== Extracted material

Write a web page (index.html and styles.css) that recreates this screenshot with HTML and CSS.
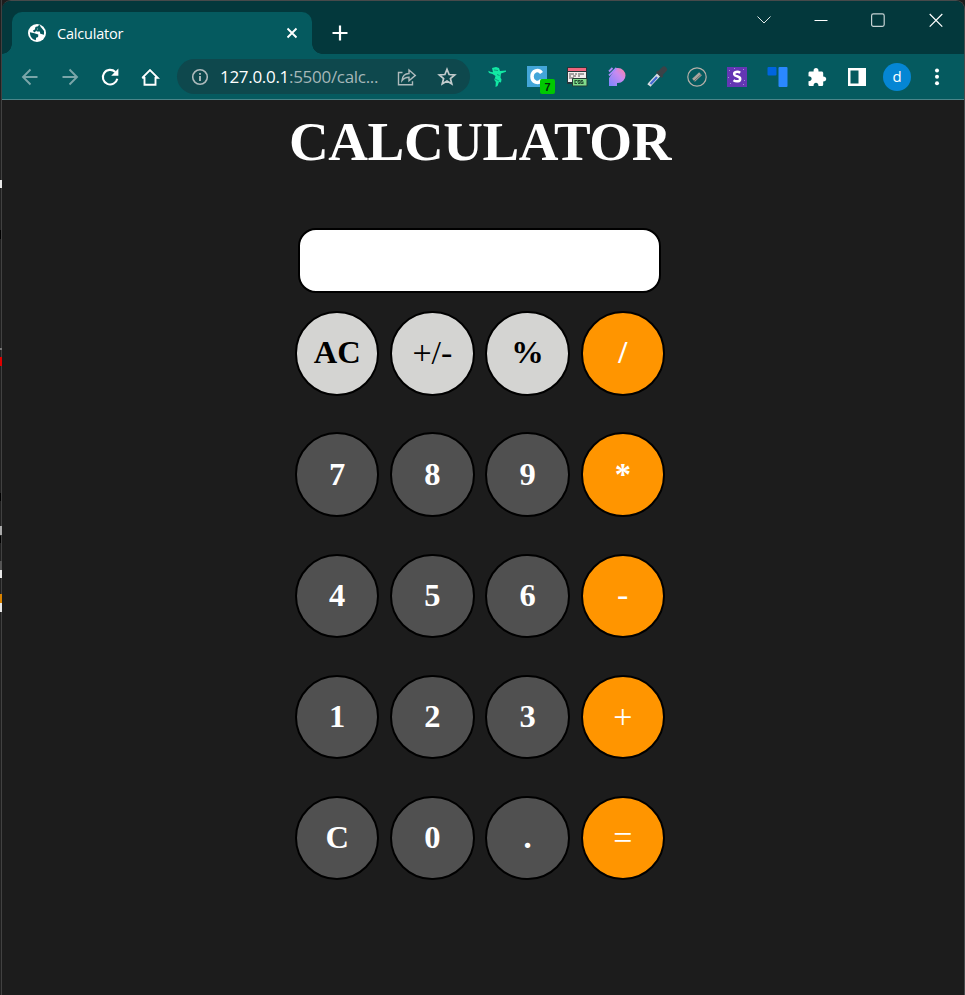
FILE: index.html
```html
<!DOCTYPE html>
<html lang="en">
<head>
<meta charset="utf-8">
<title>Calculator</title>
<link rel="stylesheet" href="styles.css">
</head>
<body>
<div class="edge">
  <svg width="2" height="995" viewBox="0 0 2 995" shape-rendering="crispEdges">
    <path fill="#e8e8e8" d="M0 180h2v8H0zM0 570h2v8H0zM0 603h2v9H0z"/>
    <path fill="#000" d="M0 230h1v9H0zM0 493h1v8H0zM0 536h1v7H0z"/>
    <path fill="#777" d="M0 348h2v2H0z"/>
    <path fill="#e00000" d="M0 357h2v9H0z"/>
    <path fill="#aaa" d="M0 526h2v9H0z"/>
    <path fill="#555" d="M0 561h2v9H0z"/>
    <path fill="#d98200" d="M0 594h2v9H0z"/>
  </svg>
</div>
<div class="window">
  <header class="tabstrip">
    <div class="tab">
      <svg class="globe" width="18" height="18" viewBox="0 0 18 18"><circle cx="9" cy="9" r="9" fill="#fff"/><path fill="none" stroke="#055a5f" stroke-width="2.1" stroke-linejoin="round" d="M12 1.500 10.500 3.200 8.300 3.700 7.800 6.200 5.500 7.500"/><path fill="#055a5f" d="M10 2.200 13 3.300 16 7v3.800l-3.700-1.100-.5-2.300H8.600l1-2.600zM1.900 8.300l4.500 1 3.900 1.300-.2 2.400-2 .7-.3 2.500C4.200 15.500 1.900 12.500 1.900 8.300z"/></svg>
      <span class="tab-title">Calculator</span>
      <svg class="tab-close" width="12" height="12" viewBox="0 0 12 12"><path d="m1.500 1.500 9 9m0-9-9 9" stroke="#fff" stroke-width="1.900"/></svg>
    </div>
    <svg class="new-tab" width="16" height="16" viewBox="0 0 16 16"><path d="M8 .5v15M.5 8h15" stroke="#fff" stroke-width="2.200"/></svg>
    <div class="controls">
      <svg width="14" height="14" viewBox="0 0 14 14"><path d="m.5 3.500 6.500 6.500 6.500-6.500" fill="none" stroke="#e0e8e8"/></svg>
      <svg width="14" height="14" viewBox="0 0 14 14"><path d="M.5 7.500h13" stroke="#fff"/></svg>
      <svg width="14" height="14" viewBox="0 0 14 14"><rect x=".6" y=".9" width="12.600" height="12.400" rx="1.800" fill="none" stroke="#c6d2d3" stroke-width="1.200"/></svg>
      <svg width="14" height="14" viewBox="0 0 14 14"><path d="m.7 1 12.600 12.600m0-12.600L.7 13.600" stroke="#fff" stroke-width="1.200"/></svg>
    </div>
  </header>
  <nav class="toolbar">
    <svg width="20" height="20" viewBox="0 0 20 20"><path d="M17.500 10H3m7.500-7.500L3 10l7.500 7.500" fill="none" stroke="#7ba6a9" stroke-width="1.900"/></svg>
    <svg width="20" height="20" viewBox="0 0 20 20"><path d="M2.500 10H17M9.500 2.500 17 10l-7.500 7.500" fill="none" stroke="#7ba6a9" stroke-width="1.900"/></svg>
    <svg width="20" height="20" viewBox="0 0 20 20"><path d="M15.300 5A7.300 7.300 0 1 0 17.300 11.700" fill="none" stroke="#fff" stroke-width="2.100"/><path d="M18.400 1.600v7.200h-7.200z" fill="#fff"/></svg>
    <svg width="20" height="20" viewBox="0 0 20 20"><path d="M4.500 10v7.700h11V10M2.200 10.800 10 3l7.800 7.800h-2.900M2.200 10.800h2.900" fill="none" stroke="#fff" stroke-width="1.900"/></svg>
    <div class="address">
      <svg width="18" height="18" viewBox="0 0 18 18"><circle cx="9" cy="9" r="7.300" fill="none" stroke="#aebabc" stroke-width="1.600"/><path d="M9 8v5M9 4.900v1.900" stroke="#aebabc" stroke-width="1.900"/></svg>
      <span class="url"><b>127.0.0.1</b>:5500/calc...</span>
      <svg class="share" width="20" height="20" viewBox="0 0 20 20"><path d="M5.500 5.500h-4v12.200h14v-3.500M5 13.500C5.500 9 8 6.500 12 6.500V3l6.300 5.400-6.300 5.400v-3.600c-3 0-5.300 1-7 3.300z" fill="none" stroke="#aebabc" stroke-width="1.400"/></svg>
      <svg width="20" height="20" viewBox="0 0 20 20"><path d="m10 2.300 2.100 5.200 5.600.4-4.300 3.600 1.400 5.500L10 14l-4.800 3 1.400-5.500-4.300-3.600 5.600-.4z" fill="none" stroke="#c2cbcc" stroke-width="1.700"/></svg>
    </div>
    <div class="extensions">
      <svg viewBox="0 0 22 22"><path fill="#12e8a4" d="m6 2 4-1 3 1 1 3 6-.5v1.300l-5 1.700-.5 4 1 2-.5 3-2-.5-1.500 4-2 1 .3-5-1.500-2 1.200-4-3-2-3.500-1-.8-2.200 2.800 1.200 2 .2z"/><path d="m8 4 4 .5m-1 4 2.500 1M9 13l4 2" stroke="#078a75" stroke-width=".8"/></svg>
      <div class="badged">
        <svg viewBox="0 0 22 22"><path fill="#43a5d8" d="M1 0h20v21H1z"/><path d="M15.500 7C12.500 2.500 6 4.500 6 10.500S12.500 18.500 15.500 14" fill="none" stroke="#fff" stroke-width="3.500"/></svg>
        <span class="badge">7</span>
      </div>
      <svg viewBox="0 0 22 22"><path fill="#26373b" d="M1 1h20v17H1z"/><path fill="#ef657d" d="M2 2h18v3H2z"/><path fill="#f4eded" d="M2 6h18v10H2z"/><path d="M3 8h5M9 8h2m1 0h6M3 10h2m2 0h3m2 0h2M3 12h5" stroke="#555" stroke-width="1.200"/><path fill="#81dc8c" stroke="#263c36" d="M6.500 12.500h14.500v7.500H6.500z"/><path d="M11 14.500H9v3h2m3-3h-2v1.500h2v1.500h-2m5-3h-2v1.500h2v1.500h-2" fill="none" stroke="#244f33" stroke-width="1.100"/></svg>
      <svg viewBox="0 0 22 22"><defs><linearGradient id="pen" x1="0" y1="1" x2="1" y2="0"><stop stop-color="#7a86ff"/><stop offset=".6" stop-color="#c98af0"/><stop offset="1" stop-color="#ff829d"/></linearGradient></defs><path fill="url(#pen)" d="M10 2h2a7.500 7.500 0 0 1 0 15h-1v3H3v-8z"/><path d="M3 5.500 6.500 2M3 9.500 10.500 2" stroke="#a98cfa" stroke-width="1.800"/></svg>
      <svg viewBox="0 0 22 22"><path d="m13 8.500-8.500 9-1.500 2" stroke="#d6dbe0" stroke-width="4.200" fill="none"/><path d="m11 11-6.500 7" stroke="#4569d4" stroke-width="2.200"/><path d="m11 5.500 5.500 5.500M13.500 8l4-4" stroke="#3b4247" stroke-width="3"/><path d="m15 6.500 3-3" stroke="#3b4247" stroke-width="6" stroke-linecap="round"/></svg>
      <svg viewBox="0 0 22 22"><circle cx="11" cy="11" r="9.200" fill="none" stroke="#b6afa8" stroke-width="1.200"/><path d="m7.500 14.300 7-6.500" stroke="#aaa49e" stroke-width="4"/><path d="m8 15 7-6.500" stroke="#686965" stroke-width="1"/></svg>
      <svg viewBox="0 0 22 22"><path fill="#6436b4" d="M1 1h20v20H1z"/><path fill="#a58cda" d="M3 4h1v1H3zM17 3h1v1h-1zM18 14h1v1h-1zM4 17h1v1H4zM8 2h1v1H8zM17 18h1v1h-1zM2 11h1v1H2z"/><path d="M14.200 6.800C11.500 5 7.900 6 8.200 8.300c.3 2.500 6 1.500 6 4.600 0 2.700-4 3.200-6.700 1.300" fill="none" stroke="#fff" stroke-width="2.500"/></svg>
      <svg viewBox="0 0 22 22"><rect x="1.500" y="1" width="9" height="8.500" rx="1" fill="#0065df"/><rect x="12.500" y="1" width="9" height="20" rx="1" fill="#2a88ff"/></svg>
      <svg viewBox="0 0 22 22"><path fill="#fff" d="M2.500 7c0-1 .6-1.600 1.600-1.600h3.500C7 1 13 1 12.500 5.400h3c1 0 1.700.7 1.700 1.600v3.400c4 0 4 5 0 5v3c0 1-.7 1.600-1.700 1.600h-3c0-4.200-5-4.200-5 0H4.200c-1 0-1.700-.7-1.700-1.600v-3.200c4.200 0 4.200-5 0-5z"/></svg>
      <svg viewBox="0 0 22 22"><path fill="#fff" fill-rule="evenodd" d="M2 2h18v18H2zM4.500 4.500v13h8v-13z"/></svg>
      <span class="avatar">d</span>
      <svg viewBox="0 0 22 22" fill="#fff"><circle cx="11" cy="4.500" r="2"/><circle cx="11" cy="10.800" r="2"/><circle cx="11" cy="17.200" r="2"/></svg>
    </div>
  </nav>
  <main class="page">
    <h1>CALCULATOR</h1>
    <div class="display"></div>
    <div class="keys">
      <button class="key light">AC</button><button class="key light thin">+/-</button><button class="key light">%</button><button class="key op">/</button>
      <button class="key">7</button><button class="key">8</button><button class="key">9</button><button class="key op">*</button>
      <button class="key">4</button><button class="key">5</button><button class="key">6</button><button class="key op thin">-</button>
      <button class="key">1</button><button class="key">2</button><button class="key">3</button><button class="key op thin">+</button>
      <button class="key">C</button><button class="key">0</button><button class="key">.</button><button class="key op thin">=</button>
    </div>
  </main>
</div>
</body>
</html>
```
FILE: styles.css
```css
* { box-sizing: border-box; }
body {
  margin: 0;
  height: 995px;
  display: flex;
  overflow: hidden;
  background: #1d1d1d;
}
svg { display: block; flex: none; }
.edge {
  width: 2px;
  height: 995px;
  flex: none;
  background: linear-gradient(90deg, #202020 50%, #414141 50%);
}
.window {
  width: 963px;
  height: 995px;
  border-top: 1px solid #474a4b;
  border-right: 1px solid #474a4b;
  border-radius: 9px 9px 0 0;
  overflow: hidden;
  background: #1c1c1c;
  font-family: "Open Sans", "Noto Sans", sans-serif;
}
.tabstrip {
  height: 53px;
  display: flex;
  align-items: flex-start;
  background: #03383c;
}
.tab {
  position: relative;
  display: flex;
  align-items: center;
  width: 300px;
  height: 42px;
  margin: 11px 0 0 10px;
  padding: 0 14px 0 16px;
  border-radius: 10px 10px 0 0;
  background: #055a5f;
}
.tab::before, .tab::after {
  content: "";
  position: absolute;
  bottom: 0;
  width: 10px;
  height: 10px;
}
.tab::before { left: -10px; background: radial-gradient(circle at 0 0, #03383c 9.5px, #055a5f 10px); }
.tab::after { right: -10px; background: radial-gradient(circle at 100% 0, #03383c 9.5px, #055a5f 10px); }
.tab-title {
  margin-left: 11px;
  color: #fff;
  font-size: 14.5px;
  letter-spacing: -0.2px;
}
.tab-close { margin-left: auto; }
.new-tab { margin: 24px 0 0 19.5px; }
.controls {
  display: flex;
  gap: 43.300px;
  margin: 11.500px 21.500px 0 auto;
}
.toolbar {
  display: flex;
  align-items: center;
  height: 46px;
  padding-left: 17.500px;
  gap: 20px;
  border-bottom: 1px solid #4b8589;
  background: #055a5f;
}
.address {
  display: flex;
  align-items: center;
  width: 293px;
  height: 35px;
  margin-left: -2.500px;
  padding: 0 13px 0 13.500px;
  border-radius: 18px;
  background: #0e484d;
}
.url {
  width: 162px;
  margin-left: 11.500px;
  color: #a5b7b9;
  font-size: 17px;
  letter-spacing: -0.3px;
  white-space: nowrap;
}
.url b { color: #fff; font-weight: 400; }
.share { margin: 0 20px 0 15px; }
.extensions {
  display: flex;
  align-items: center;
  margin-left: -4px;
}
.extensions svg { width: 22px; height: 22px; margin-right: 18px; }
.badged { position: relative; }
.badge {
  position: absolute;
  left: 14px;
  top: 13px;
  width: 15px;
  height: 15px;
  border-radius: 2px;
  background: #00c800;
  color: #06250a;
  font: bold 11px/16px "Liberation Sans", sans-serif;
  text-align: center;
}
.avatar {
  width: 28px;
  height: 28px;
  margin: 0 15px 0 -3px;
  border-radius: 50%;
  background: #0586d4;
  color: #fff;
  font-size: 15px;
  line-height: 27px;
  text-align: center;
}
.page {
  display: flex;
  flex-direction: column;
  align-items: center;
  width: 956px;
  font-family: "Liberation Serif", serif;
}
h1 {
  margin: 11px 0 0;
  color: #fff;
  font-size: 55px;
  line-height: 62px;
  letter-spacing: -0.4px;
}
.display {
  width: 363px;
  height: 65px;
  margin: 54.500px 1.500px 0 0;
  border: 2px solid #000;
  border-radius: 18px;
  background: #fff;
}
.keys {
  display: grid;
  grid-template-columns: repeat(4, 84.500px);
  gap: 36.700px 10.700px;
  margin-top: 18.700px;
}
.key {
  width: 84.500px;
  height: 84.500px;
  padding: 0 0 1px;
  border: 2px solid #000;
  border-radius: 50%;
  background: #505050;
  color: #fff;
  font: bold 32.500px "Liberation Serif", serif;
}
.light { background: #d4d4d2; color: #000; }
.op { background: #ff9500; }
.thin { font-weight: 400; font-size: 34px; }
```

====
== Extracted material

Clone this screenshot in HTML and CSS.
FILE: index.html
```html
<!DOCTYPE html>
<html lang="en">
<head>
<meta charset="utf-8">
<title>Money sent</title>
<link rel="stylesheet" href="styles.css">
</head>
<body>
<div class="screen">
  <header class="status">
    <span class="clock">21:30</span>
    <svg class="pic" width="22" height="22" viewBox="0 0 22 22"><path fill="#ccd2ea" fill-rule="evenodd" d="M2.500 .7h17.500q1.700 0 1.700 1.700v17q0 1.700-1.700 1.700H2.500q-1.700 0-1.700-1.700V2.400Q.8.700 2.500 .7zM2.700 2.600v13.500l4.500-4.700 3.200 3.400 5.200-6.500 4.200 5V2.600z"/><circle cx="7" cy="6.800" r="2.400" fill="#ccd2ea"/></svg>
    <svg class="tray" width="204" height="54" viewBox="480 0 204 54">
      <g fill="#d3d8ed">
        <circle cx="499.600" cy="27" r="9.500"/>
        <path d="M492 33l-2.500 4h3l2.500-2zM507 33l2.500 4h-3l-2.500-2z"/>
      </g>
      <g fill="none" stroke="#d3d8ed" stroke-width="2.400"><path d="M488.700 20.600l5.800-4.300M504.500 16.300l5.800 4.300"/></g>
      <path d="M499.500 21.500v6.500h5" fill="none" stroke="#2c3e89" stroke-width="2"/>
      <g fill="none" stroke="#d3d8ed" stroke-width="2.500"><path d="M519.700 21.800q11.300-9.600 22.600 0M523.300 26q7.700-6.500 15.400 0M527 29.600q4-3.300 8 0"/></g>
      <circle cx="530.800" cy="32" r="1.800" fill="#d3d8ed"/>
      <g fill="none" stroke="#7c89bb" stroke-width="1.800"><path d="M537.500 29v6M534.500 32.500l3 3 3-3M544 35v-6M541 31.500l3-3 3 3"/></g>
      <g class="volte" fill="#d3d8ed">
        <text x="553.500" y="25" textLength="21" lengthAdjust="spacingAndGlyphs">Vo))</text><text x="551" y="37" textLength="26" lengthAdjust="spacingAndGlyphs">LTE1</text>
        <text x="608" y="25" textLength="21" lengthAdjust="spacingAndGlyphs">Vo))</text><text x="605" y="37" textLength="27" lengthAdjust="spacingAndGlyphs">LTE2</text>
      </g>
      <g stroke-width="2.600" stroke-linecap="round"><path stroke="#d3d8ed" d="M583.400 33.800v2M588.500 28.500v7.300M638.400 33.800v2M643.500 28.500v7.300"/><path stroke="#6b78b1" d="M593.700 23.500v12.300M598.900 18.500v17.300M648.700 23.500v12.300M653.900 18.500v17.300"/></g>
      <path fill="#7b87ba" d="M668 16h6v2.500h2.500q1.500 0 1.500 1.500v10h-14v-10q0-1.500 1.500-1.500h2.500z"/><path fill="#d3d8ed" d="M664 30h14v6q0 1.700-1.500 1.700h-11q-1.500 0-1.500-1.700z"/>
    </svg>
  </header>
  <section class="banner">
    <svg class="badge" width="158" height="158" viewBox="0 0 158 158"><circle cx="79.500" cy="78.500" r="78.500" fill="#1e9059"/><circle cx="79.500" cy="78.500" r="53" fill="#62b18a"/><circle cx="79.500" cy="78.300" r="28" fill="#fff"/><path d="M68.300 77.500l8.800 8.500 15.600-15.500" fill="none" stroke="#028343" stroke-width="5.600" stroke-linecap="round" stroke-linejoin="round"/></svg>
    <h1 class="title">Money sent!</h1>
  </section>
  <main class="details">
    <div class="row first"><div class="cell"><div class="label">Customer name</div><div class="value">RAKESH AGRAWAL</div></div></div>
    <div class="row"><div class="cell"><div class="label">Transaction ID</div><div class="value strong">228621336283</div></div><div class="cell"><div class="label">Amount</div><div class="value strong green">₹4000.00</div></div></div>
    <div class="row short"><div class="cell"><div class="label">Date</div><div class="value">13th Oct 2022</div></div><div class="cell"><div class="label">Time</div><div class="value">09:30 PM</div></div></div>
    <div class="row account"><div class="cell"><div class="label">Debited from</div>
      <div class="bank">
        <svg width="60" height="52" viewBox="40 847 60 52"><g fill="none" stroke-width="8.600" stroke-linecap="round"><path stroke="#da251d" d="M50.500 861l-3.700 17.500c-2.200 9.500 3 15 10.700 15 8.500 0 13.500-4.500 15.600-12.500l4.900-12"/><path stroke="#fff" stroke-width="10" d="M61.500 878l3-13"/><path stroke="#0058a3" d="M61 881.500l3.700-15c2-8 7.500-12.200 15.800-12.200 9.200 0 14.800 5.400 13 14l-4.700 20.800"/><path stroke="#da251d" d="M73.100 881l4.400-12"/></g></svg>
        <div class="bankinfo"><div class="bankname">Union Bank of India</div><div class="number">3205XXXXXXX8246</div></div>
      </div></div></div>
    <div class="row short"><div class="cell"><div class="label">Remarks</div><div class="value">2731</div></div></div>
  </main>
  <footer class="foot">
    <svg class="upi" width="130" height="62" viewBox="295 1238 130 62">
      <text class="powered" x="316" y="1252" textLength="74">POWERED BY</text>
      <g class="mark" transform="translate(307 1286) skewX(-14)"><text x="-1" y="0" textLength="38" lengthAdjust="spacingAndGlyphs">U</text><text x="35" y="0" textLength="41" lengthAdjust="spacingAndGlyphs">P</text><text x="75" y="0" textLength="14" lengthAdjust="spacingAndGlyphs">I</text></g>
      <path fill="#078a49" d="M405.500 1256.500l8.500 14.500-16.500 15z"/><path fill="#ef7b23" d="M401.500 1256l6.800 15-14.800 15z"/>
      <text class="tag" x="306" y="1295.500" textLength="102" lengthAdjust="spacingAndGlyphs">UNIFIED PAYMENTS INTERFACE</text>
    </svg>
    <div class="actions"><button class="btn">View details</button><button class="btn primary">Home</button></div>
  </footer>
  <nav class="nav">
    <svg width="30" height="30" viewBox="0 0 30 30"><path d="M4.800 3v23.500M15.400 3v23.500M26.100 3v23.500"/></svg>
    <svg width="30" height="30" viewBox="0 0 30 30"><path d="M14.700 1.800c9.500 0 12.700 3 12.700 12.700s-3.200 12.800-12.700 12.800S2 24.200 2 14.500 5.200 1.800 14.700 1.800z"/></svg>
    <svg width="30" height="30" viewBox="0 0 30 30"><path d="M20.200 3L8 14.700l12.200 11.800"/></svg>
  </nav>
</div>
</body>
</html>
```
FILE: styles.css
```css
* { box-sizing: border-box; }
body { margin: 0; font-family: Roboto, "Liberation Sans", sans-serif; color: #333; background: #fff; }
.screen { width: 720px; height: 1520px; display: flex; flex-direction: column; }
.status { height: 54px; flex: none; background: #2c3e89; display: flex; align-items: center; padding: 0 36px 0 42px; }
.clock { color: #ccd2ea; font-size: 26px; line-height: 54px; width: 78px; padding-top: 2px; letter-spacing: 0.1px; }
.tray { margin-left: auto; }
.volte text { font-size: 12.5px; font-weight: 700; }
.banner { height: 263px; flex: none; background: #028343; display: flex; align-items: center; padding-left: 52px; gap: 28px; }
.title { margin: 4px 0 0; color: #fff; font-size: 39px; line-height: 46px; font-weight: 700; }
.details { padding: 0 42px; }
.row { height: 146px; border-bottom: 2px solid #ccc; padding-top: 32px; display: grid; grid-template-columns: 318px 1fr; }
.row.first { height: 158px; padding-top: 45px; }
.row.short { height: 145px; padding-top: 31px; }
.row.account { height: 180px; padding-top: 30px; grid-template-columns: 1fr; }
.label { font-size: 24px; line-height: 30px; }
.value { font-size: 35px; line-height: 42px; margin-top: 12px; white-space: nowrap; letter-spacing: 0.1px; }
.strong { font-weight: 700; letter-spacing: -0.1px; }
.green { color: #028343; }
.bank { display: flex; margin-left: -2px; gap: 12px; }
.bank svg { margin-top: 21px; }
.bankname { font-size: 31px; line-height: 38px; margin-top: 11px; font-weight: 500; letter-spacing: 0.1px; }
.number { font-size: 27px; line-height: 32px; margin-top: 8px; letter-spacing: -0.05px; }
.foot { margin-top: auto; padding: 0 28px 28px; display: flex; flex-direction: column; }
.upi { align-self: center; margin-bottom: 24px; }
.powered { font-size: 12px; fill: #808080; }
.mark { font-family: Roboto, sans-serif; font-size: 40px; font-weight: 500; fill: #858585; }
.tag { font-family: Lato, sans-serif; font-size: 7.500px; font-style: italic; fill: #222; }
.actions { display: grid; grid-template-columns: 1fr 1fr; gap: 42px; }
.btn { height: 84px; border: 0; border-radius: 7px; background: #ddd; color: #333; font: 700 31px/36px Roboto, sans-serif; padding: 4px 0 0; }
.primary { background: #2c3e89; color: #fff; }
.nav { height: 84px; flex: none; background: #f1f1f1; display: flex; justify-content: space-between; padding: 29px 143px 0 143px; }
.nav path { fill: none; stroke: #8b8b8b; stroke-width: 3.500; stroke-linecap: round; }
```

====

**Task details:**
Copy out each line of the data containing the string "screenshot".

**The result:**
Write a web page (index.html and styles.css) that recreates this screenshot with HTML and CSS.
Clone this screenshot in HTML and CSS.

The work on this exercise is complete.